[Math] Binomial formula modulo a prime.

Question

Let $p$ be a prime. I see that modulo $p$, the binomial formula reduces to
$$(x+y)^p\equiv x^p+y^p \pmod p$$ because $p \choose k$ is a multiple of $k$ whenever $k=1..p-1$, but don't we have by Fermat's little theorem
that $a^p\equiv a \pmod p$ for any integer $a$ and so this is true for $a=x+y$
hence the binomial formula reduces to
$(x+y)^p\equiv x+y \pmod p$. Thanks for your help!

Answer 1

Adding on to my comment:

Yes, everything that you have written is true. It is the case that $$(x+y)^p \equiv x^p+y^p \mod p$$ using the Binomial Theorem, and it is also true that $$(x+y)^p \equiv x+y \mod p$$ by Fermat's Little Theorem.

There is not contradiction here because by Fermat's Little Theorem, we have that $$x^p \equiv x \mod p \quad\text{ and }\quad y^p \equiv y \mod p$$ and so $$x^p+y^p\equiv x+y \mod p$$ as we expect.

Your observation that $$(x+y)^p \equiv x^p+y^p \mod p$$ by the Binomial Theorem is sometimes used to prove Fermat's Little Theorem by induction. The (complete) proof is as follows:

First we show, as noted by you, that $p \mid \binom{p}{k}$ for $1 \leq k < p$. We can prove this either by considering the factors of $p$ in the numerator and denominator of $\binom{p}{k}$, or by noticing that $$ \binom{p}{k} = \frac{p}{k}\binom{p-1}{k-1}$$ Thus $$ k \mid p\binom{p-1}{k-1}$$ and since $k$ and $p$ are relatively prime, we get that $$ k \mid \binom{p-1}{k-1}$$ showing that $$ \frac{1}{k}\binom{p-1}{k-1}$$ is an integer, and so $$ \binom{p}{k} = p \cdot \frac{1}{k}\binom{p-1}{k-1}$$ is an integer divisible by $p$.

As you noted in your question, $$(x+y)^p = \sum_{k=0}^p \binom{p}{k} x^k y^{p-k} = x^p + y^p + \sum_{k=1}^{p-1} \binom{p}{k} x^k y^{p-k} $$ Since every term in the final sum is divisble by $p$, we get that $$(x+y)^p \equiv x^p + y^p \mod p$$ and this holds for all integers $x$ and $y$.

We can now prove by induction that $$x^p \equiv x \mod p$$ for all integers $x$. The base case of $x=0$ is straightforward since $0^p=0$. Now suppose that $x^p \equiv x \mod p$ for some $x$. Then we have that $$ (x+1)^p \equiv x^p + 1^p \equiv x+1$$ using our observation above, and the inductive hypothesis.

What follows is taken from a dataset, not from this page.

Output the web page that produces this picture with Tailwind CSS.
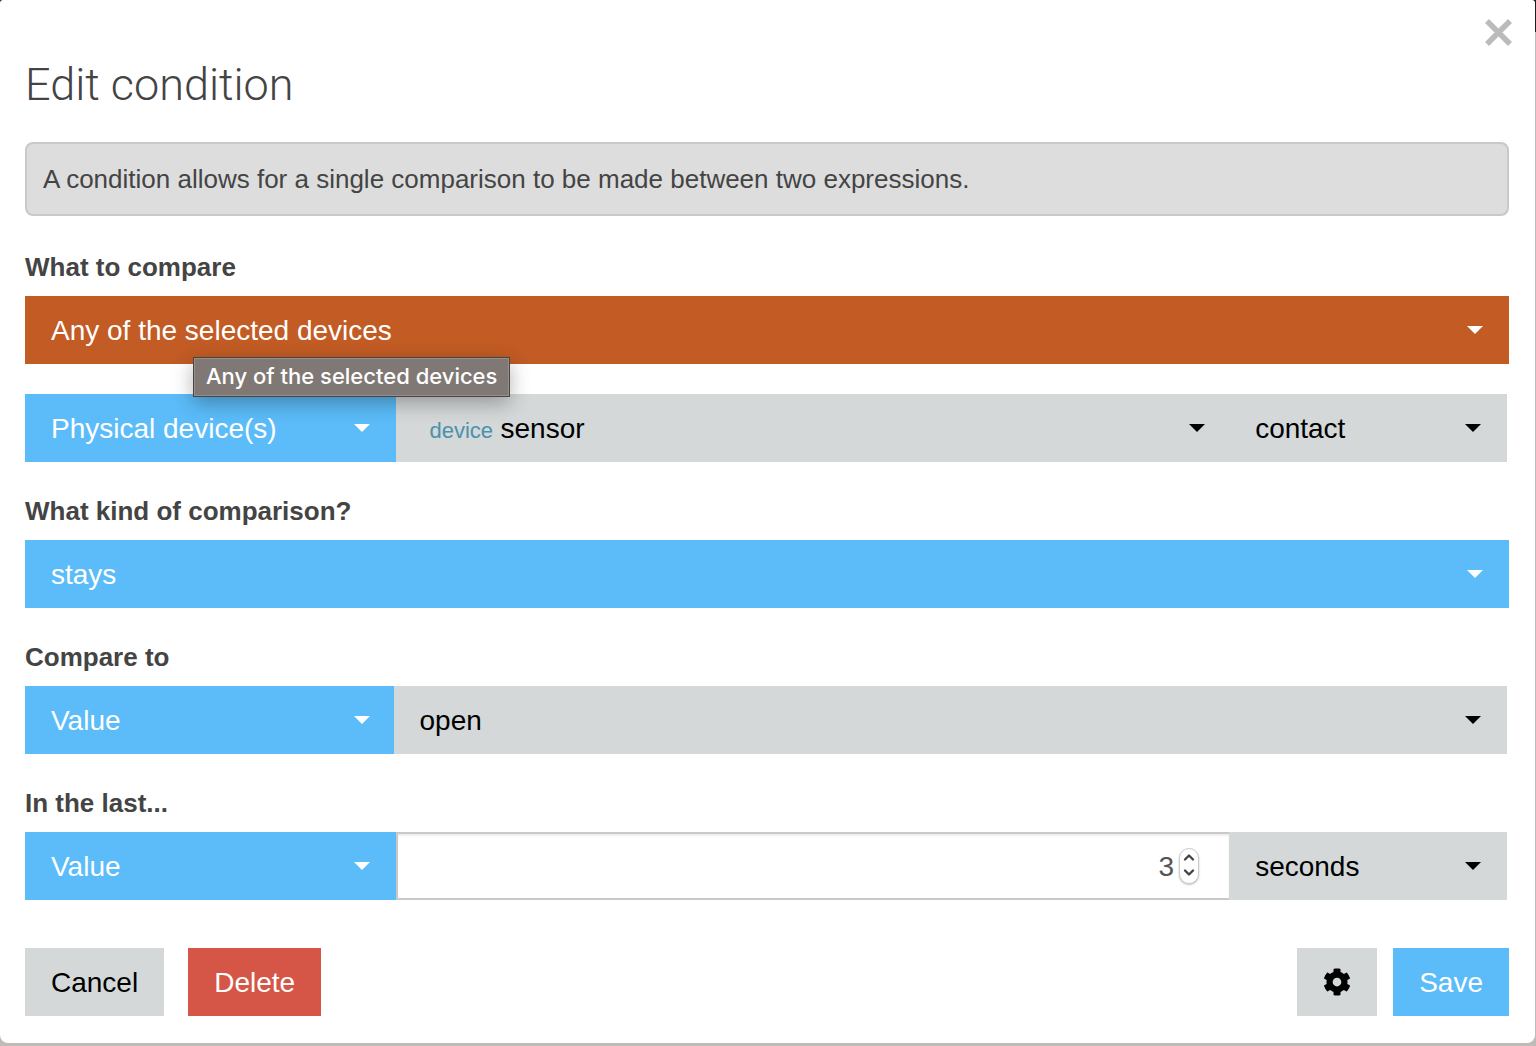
<!DOCTYPE html>
<html lang="en">
	<head>
		<meta charset="utf-8" />
		<meta name="viewport" content="width=device-width, initial-scale=1" />
		<title>Edit condition</title>
		<script src="https://cdn.jsdelivr.net/npm/@tailwindcss/browser@4"></script>
	</head>
	<body class="relative min-h-screen bg-[#bfbbb5] font-['Liberation_Sans',Arial,sans-serif] text-[#444]">
		<svg class="hidden">
			<symbol id="caret" viewBox="0 0 16 8"><path d="M0 0h16L8 8z" fill="currentColor" /></symbol>
		</svg>

		<!-- page header behind the dialog -->
		<div class="absolute inset-x-0 top-0 h-8 bg-[#1c1c1c]"></div>

		<form role="dialog" aria-labelledby="title" class="relative mr-px rounded-t-[3px] rounded-b-lg bg-white pt-14 pr-[26px] pb-[27px] pl-[25px]">
			<button type="button" aria-label="Close" class="absolute top-[19px] right-[23px] text-[#bbb]">
				<svg class="size-[27px]" viewBox="0 0 27 27" fill="none" stroke="currentColor" stroke-width="5.6"><path d="M2 2l23 23M25 2L2 25" /></svg>
			</button>

			<h1 id="title" class="font-['Roboto','Liberation_Sans',sans-serif] text-[45px] leading-[58px] font-light">Edit condition</h1>
			<p class="mt-7 mb-[2px] rounded-lg border-2 border-[#c9c9c9] bg-[#ddd] px-4 py-[17px] text-[26px] leading-9">A condition allows for a single comparison to be made between two expressions.</p>

			<div class="pt-[30px]">
				<label for="group" class="block pb-[10px] text-[26px] leading-[38px] font-bold">What to compare</label>
				<div class="relative grid items-center bg-[#c25b24] text-white">
					<select id="group" class="col-start-1 row-start-1 h-[68px] w-full appearance-none px-[26px] pt-0.5 text-[28px]"><option>Any of the selected devices</option></select>
					<svg class="pointer-events-none col-start-1 row-start-1 mr-[26px] h-2 w-4 justify-self-end"><use href="#caret" /></svg>
					<div role="tooltip" class="absolute top-[61px] left-[168px] z-10 border border-[#4a4340] bg-[#807875] px-3 pb-0.5 font-['Inter',sans-serif] text-[22px] leading-9 font-medium whitespace-nowrap text-white shadow-[inset_0_0_0_1px_#968f8c,0_6px_20px_rgba(0,0,0,0.3)]">Any of the selected devices</div>
				</div>
				<div class="mt-[30px] mr-[2px] flex">
					<div class="grid w-1/4 items-center bg-[#5bbcf9] text-white">
						<select aria-label="Operand type" class="col-start-1 row-start-1 h-[68px] w-full appearance-none px-[26px] pt-0.5 text-[28px]"><option>Physical device(s)</option></select>
						<svg class="pointer-events-none col-start-1 row-start-1 mr-[26px] h-2 w-4 justify-self-end"><use href="#caret" /></svg>
					</div>
					<div class="grid w-9/16 items-center bg-[#d4d8d9] text-black">
						<label for="device" class="col-start-1 row-start-1 pt-1 pl-[34px] text-[22px] text-[#4b91ad]">device</label>
						<select id="device" class="col-start-1 row-start-1 h-[68px] w-full appearance-none pt-0.5 pr-[26px] pl-[105px] text-[28px]"><option>sensor</option></select>
						<svg class="pointer-events-none col-start-1 row-start-1 mr-6 h-2 w-4 justify-self-end"><use href="#caret" /></svg>
					</div>
					<div class="grid w-3/16 items-center bg-[#d4d8d9] text-black">
						<select aria-label="Attribute" class="col-start-1 row-start-1 h-[68px] w-full appearance-none px-[26px] pt-0.5 text-[28px]"><option>contact</option></select>
						<svg class="pointer-events-none col-start-1 row-start-1 mr-[26px] h-2 w-4 justify-self-end"><use href="#caret" /></svg>
					</div>
				</div>
			</div>

			<div class="pt-[30px]">
				<label for="comparison" class="block pb-[10px] text-[26px] leading-[38px] font-bold">What kind of comparison?</label>
				<div class="grid items-center bg-[#5bbcf9] text-white">
					<select id="comparison" class="col-start-1 row-start-1 h-[68px] w-full appearance-none px-[26px] pt-0.5 text-[28px]"><option>stays</option></select>
					<svg class="pointer-events-none col-start-1 row-start-1 mr-[26px] h-2 w-4 justify-self-end"><use href="#caret" /></svg>
				</div>
			</div>

			<div class="pt-[30px]">
				<label for="compare-to" class="block pb-[10px] text-[26px] leading-[38px] font-bold">Compare to</label>
				<div class="mr-[2px] flex">
					<div class="grid w-1/4 items-center bg-[#5bbcf9] text-white">
						<select id="compare-to" class="col-start-1 row-start-1 h-[68px] w-full appearance-none px-[26px] pt-0.5 text-[28px]"><option>Value</option></select>
						<svg class="pointer-events-none col-start-1 row-start-1 mr-[26px] h-2 w-4 justify-self-end"><use href="#caret" /></svg>
					</div>
					<div class="z-0 -ml-[2px] grid flex-1 items-center bg-[#d4d8d9] text-black">
						<select aria-label="Value to compare to" class="col-start-1 row-start-1 h-[68px] w-full appearance-none px-[26px] pt-0.5 text-[28px]"><option>open</option></select>
						<svg class="pointer-events-none col-start-1 row-start-1 mr-[26px] h-2 w-4 justify-self-end"><use href="#caret" /></svg>
					</div>
				</div>
			</div>

			<div class="pt-[30px]">
				<label for="duration-type" class="block pb-[10px] text-[26px] leading-[38px] font-bold">In the last...</label>
				<div class="mr-[2px] flex">
					<div class="grid w-1/4 items-center bg-[#5bbcf9] text-white">
						<select id="duration-type" class="col-start-1 row-start-1 h-[68px] w-full appearance-none px-[26px] pt-0.5 text-[28px]"><option>Value</option></select>
						<svg class="pointer-events-none col-start-1 row-start-1 mr-[26px] h-2 w-4 justify-self-end"><use href="#caret" /></svg>
					</div>
					<div class="grid w-9/16 items-center">
						<input type="number" aria-label="Duration" value="3" class="col-start-1 row-start-1 h-[68px] w-full border-y-2 border-l-2 border-[#c9c9c9] bg-white pt-0.5 pr-[55px] text-right text-[28px] text-[#555] shadow-[inset_0_2px_2px_rgba(0,0,0,0.07)] [&::-webkit-inner-spin-button]:appearance-none" />
						<svg class="pointer-events-none col-start-1 row-start-1 mr-[30px] h-9 w-5 justify-self-end rounded-full border border-[#ccc] bg-white shadow-[0_1px_2px_rgba(0,0,0,0.25)]" viewBox="0 0 18 34" fill="none" stroke="#444" stroke-width="2.4" stroke-linecap="round" stroke-linejoin="round"><path d="M5 10.5l4-4 4 4M5 21.5l4 4 4-4" /></svg>
					</div>
					<div class="grid w-3/16 items-center bg-[#d4d8d9] text-black">
						<select aria-label="Duration unit" class="col-start-1 row-start-1 h-[68px] w-full appearance-none px-[26px] pt-0.5 text-[28px]"><option>seconds</option></select>
						<svg class="pointer-events-none col-start-1 row-start-1 mr-[26px] h-2 w-4 justify-self-end"><use href="#caret" /></svg>
					</div>
				</div>
			</div>

			<div class="mt-12 flex h-[68px] text-[28px]">
				<button type="button" class="bg-[#d4d8d9] px-[26px] pt-0.5 text-black">Cancel</button>
				<button type="button" class="ml-6 bg-[#d55646] px-[26px] pt-0.5 text-white">Delete</button>
				<button type="button" aria-label="Settings" class="mr-4 ml-auto bg-[#d4d8d9] px-[26px] text-black">
					<svg class="size-7" viewBox="0 0 512 512" fill="currentColor"><path d="M487.4 315.7l-42.6-24.6c4.3-23.2 4.3-47 0-70.2l42.6-24.6c4.9-2.8 7.1-8.6 5.5-14-11.1-35.6-30-67.8-54.7-94.6-3.8-4.1-10-5.1-14.8-2.3L380.8 110c-17.9-15.4-38.5-27.3-60.8-35.1V25.8c0-5.6-3.9-10.5-9.4-11.7-36.7-8.2-74.3-7.8-109.2 0-5.5 1.2-9.4 6.1-9.4 11.7V75c-22.2 7.9-42.8 19.8-60.8 35.1L88.7 85.5c-4.9-2.8-11-1.9-14.8 2.3-24.7 26.7-43.6 58.9-54.7 94.6-1.7 5.4.6 11.2 5.5 14L67.3 221c-4.3 23.2-4.3 47 0 70.2l-42.6 24.6c-4.9 2.8-7.1 8.6-5.5 14 11.1 35.6 30 67.8 54.7 94.6 3.8 4.1 10 5.1 14.8 2.3l42.6-24.6c17.9 15.4 38.5 27.3 60.8 35.1v49.2c0 5.6 3.9 10.5 9.4 11.7 36.7 8.2 74.3 7.8 109.2 0 5.5-1.2 9.4-6.1 9.4-11.7v-49.2c22.2-7.9 42.8-19.8 60.8-35.1l42.6 24.6c4.9 2.8 11 1.9 14.8-2.3 24.7-26.7 43.6-58.9 54.7-94.6 1.5-5.5-.7-11.3-5.6-14.1zM256 336c-44.1 0-80-35.9-80-80s35.9-80 80-80 80 35.9 80 80-35.9 80-80 80z" /></svg>
				</button>
				<button type="submit" class="bg-[#5bbcf9] px-[26px] pt-0.5 text-white">Save</button>
			</div>
		</form>
	</body>
</html>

Thus the claim holds for $x+1$ as well, and hence for all natural numbers by induction. For the negative integers, we can note that if $x$ is a positive integer then $$ (-x)^p = (-1)^p x^p \equiv -x \mod p$$ Here, we use that $x^p \equiv x \mod p$, and also that $(-1)^p \equiv -1 \mod p$, since if $p$ is odd then $(-1)^p = -1$, and if $p=2$ then $(-1)^p = 1 \equiv -1 \mod 2$.